Küresel ısınma Dünya’nın iklim sisteminin tüm unsurlarını etkilediğinden, bilim insanları atmosferdeki sera gazı miktarının iki katına çıkmasıyla dünyanın 2,5 °C ila 4 °C ısınacağından oldukça emin; ancak insanların ne kadar daha fazla salım yapacağı daha az kesin. Türkiye de diğer tüm ülkeler gibi iklim değişikliğinin acı gerçekleriyle karşı karşıya. 2020 yılında, kayıtlara geçen en sıcak yazlardan birini yaşadı. Kavurucu sıcak hava dalgaları ülkenin güneybatısında yaygın orman yangınlarına yol açtı ve yaz boyunca normalden beş kat daha fazla alanı etkiledi. Türkiye genellikle büyük su fazlasına sahip olmasına rağmen, bazı bölgelerde aşırı kuraklık nedeniyle su sıkıntısı yaşandı. Bazı bölgelerde ise şiddetli sel felaketleri yaşandı ve çok sayıda kişi hayatını kaybetti. IPCC 2021 raporunda, Türkiye’nin hızlanan üç trend yaşayacağı sonucuna vardı: artan sıcaklıklar, susuzluk ve yükselen deniz seviyeleri. 2050 yılına kadar sıcaklıkların Türkiye’nin doğu ve orta kesimlerinde 2,5°C, kıyılarda ise 1,5°C artacağı tahmin edilmektedir. İklim değişikliğinin etkileri kirliliğin kaynağına bakılmaksızın küresel olarak hissedildiğinden, Türkiye küresel sera gazlarından etkilenmektedir. Ancak Türkiye, iklim değişikliğine neden olan emisyonlara büyük ölçüde katkıda bulunmaktadır. Türkiye’nin mevcut sera gazı emisyonları küresel toplamın yaklaşık %1’i kadardır.

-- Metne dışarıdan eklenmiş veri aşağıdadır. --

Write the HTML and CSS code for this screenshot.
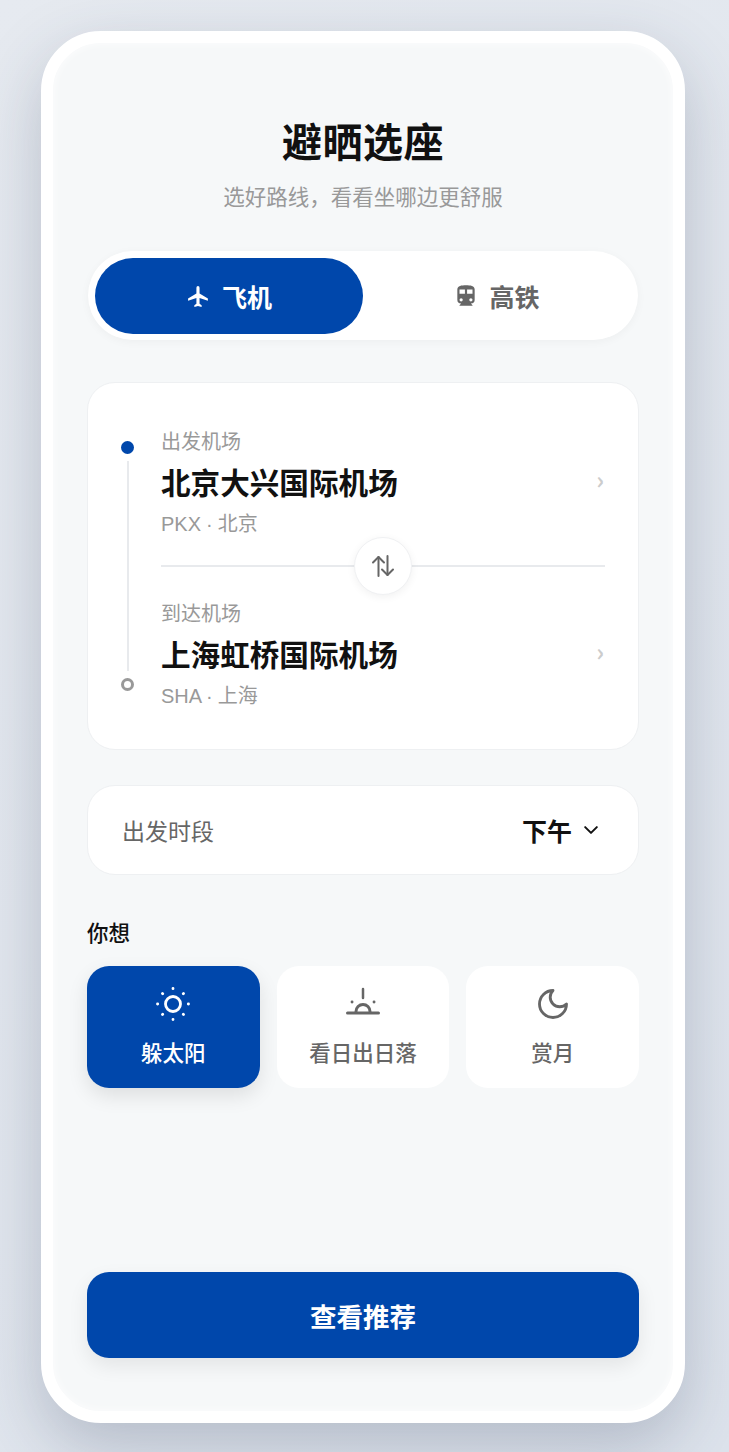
FILE: index.html
```html
<!DOCTYPE html>
<html lang="zh">
<head>
    <meta charset="UTF-8">
    <title>避晒选座</title>
    <link rel="stylesheet" href="styles.css">
</head>
<body>
    <div class="phone">
        <h1 class="title">避晒选座</h1>
        <p class="subtitle">选好路线，看看坐哪边更舒服</p>

        <div class="tabs">
            <div class="tab tab-active">
                <svg class="tab-icon" viewBox="0 0 24 24" fill="currentColor"><path d="M21 16v-2l-8-5V3.500a1.500 1.500 0 0 0-3 0V9l-8 5v2l8-2.500V19l-2 1.500V22l3.500-1 3.500 1v-1.500L13 19v-5.500z"/></svg>
                <span>飞机</span>
            </div>
            <div class="tab">
                <svg class="tab-icon tab-icon-train" viewBox="0 0 24 24" fill="currentColor"><path d="M12 2C8 2 4 2.500 4 6v9.500A3.500 3.500 0 0 0 7.500 19L6 20.500v.5h12v-.5L16.500 19a3.500 3.500 0 0 0 3.500-3.500V6c0-3.500-4-4-8-4zM7.500 17a1.500 1.500 0 1 1 0-3 1.500 1.500 0 0 1 0 3zM11 10H6V6h5zm2 0V6h5v4zm3.500 7a1.500 1.500 0 1 1 0-3 1.500 1.500 0 0 1 0 3z"/></svg>
                <span>高铁</span>
            </div>
        </div>

        <div class="route card">
            <div class="rail">
                <span class="dot dot-from"></span>
                <span class="rail-line"></span>
                <span class="dot dot-to"></span>
            </div>
            <div class="stops">
                <div class="stop">
                    <div class="stop-info">
                        <div class="stop-label">出发机场</div>
                        <div class="stop-name">北京大兴国际机场</div>
                        <div class="stop-code">PKX · 北京</div>
                    </div>
                    <span class="stop-arrow">›</span>
                </div>
                <div class="stop-divider">
                    <button class="swap">
                        <svg viewBox="0 0 24 24" fill="none" stroke="currentColor" stroke-width="2" stroke-linecap="round" stroke-linejoin="round"><path d="M7.500 22V3"/><path d="M2 8.500l5.500-5.500 5.500 5.500"/><path d="M16.500 2v19"/><path d="M11 15.500l5.500 5.500 5.500-5.500"/></svg>
                    </button>
                </div>
                <div class="stop">
                    <div class="stop-info">
                        <div class="stop-label">到达机场</div>
                        <div class="stop-name">上海虹桥国际机场</div>
                        <div class="stop-code">SHA · 上海</div>
                    </div>
                    <span class="stop-arrow">›</span>
                </div>
            </div>
        </div>

        <div class="time card">
            <span class="time-label">出发时段</span>
            <span class="time-value">下午
                <svg viewBox="0 0 24 24" fill="none" stroke="currentColor" stroke-width="2.400" stroke-linecap="round" stroke-linejoin="round"><path d="M5 8.500l7 7 7-7"/></svg>
            </span>
        </div>

        <div class="section-title">你想</div>
        <div class="options">
            <div class="option option-active">
                <svg viewBox="0 0 36 36" fill="none" stroke="currentColor" stroke-width="2.800" stroke-linecap="round"><circle cx="18" cy="18" r="7.500"/><path d="M18 2.500v.2M18 33.300v.2M2.500 18h.2M33.300 18h.2M7.500 7.500l.2.2M28.300 28.300l.2.2M7.500 28.500l.2-.2M28.300 7.700l.2-.2"/></svg>
                <span>躲太阳</span>
            </div>
            <div class="option">
                <svg viewBox="0 0 36 36" fill="none" stroke="currentColor" stroke-width="2.500" stroke-linecap="round"><path d="M18 3v9"/><path d="M2.500 27h31" stroke-width="3"/><path d="M11 25.500a7 7 0 0 1 14 0" stroke-width="3"/><path d="M7 16h.1M29 16h.1" stroke-width="2.800"/></svg>
                <span>看日出日落</span>
            </div>
            <div class="option">
                <svg viewBox="0 0 24 24" fill="none" stroke="currentColor" stroke-width="1.900" stroke-linecap="round" stroke-linejoin="round"><path d="M12 3a6 6 0 0 0 9 9 9 9 0 1 1-9-9z"/></svg>
                <span>赏月</span>
            </div>
        </div>

        <button class="submit">查看推荐</button>
    </div>
</body>
</html>
```

FILE: styles.css
```css
* {
    box-sizing: border-box;
}
body {
    margin: 0;
    height: 1452px;
    overflow: hidden;
    padding: 31px 44px 0 41px;
    background: linear-gradient(135deg, #e6eaf0, #dde3ec);
    font-family: "Liberation Sans", "Noto Sans CJK SC", sans-serif;
}
.phone {
    display: flex;
    flex-direction: column;
    width: 644px;
    height: 1392px;
    padding: 78px 34px 53px;
    background: #f6f8f9;
    border: 12px solid #fff;
    border-radius: 60px;
    box-shadow: 0 24px 64px rgba(50, 65, 90, 0.25), inset 0 0 10px rgba(255, 255, 255, 0.8);
}
.title {
    margin: 0;
    font-size: 40px;
    line-height: 44px;
    font-weight: 700;
    letter-spacing: 0.5px;
    text-align: center;
    color: #111;
}
.subtitle {
    margin: 19px 0 0;
    font-size: 21.5px;
    line-height: 28px;
    text-align: center;
    color: #999;
}
.tabs {
    display: flex;
    height: 89px;
    margin: 39px 1px 0;
    padding: 7px 7px 6px;
    background: #fff;
    border-radius: 45px;
    box-shadow: 0 2px 10px rgba(0, 0, 0, 0.04);
}
.tab {
    flex: 1;
    display: flex;
    align-items: center;
    justify-content: center;
    gap: 11px;
    border-radius: 38px;
    font-size: 25px;
    font-weight: 700;
    color: #666;
}
.tab-active {
    background: #0047ab;
    color: #fff;
}
.tab-icon {
    width: 25px;
    height: 25px;
}
.tab-icon-train {
    width: 26px;
    height: 26px;
    margin: 0 -1px;
}
.card {
    background: #fff;
    border: 1px solid #eef0f2;
    border-radius: 28px;
}
.route {
    display: flex;
    height: 368px;
    margin-top: 42px;
    padding: 44px 33px 0;
}
.rail {
    display: flex;
    flex-direction: column;
    align-items: center;
    width: 13px;
    height: 250px;
    margin-top: 14px;
    margin-right: 27px;
}
.dot {
    flex: none;
    width: 13px;
    height: 13px;
    border-radius: 50%;
}
.dot-from {
    background: #0047ab;
}
.dot-to {
    background: #fff;
    border: 3px solid #999;
}
.rail-line {
    flex: 1;
    width: 2px;
    margin: 7px 0;
    background: #e8eaed;
}
.stops {
    flex: 1;
}
.stop {
    display: flex;
    align-items: center;
    justify-content: space-between;
}
.stop-label {
    font-size: 20px;
    line-height: 30px;
    color: #999;
}
.stop-name {
    margin-top: 6px;
    font-size: 29.6px;
    line-height: 42px;
    font-weight: 700;
    color: #111;
}
.stop-code {
    margin-top: 5px;
    font-size: 20px;
    line-height: 28px;
    word-spacing: -0.5px;
    color: #999;
}
.stop-arrow {
    margin-right: 1px;
    margin-bottom: 8px;
    font-family: "Noto Sans CJK SC", sans-serif;
    font-size: 24px;
    font-weight: 700;
    color: #ccc;
}
.stop-divider {
    display: flex;
    align-items: center;
    justify-content: center;
    height: 2px;
    margin: 27px 0 32px;
    background: #e8eaed;
}
.swap {
    display: flex;
    align-items: center;
    justify-content: center;
    flex: none;
    width: 58px;
    height: 58px;
    padding: 0;
    background: #fff;
    border: 1px solid #f0f1f3;
    border-radius: 50%;
    box-shadow: 0 2px 8px rgba(0, 0, 0, 0.06);
    color: #666;
}
.swap svg {
    width: 24px;
    height: 24px;
}
.time {
    display: flex;
    align-items: center;
    justify-content: space-between;
    height: 90px;
    margin-top: 35px;
    padding: 0 37px 0 34px;
}
.time-label {
    font-size: 23px;
    color: #666;
}
.time-value {
    display: flex;
    align-items: center;
    gap: 9px;
    font-size: 25px;
    font-weight: 700;
    color: #111;
}
.time-value svg {
    width: 20px;
    height: 20px;
}
.section-title {
    margin-top: 45px;
    font-size: 21.5px;
    line-height: 28px;
    font-weight: 500;
    color: #111;
}
.options {
    display: grid;
    grid-template-columns: repeat(3, 1fr);
    gap: 17px;
    margin-top: 18px;
}
.option {
    display: flex;
    flex-direction: column;
    align-items: center;
    height: 122px;
    padding-top: 20px;
    background: #fff;
    border-radius: 22px;
    font-size: 21.5px;
    font-weight: 500;
    color: #666;
}
.option span {
    margin-top: 17px;
    line-height: 30px;
}
.option svg {
    width: 36px;
    height: 36px;
}
.option-active {
    background: #0047ab;
    color: #fff;
    box-shadow: 0 8px 20px rgba(0, 0, 0, 0.1);
}
.submit {
    height: 86px;
    margin-top: auto;
    background: #0047ab;
    border: none;
    border-radius: 22px;
    box-shadow: 0 8px 20px rgba(0, 0, 0, 0.08);
    font-family: inherit;
    font-size: 26.5px;
    font-weight: 700;
    color: #fff;
}
```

Sera gazı emisyonları nedeniyle, birçok denizde olduğu gibi Marmara’nın ortalama yüzey sıcaklığı da iklim değişikliği nedeniyle artmaktadır, ancak Marmara’nınki küresel ortalamadan 1,5°C daha fazla, 2,5°C artmıştır. Toplam 67.306 kilometrekarelik bir alana sahip olan Marmara Bölgesi, Türkiye’nin en sanayileşmiş ve nüfus yoğunluğu en yüksek bölgesinde yer almakta olup üretim kapasitesi, ticaret, nüfus ve şehir gelişimi açısından en gelişmiş bölgesidir. Son çalışma, Türkiye’nin Marmara Bölgesi’nin peyzaj özelliklerinin 1980’lerden sonra hızlı sanayileşme ve nüfus artışının bir sonucu olarak önemli ölçüde değiştiğini göstermiştir. Bir başka çalışmada ise Marmara Bölgesi’ndeki imalat sektörünün Kuzey Ege ve İç Anadolu’nun kuzeybatısına doğru yayılmaya başladığı gözlemlenmiştir. Su sadece evsel kullanımlar için değil, aynı zamanda sucul ekosistemleri ve çevresel olanakları desteklemedeki rolü ve diğer endüstriyel kullanımlar için de değerli olduğundan, proje endüstriyel su yönetimine odaklanan umut verici genel ve özel hedefler belirlemiştir. Endüstriyel su tüketimindeki artışın Türkiye için ciddi bir sorun olması beklenmektedir. Bu nedenle, özellikle gıda imalatı, tekstil imalatı ve kimyasal madde üretimi gibi su yoğun sektörlerde su verimliliğine dayalı uygulamaların hayata geçirilmesi önem taşımaktadır.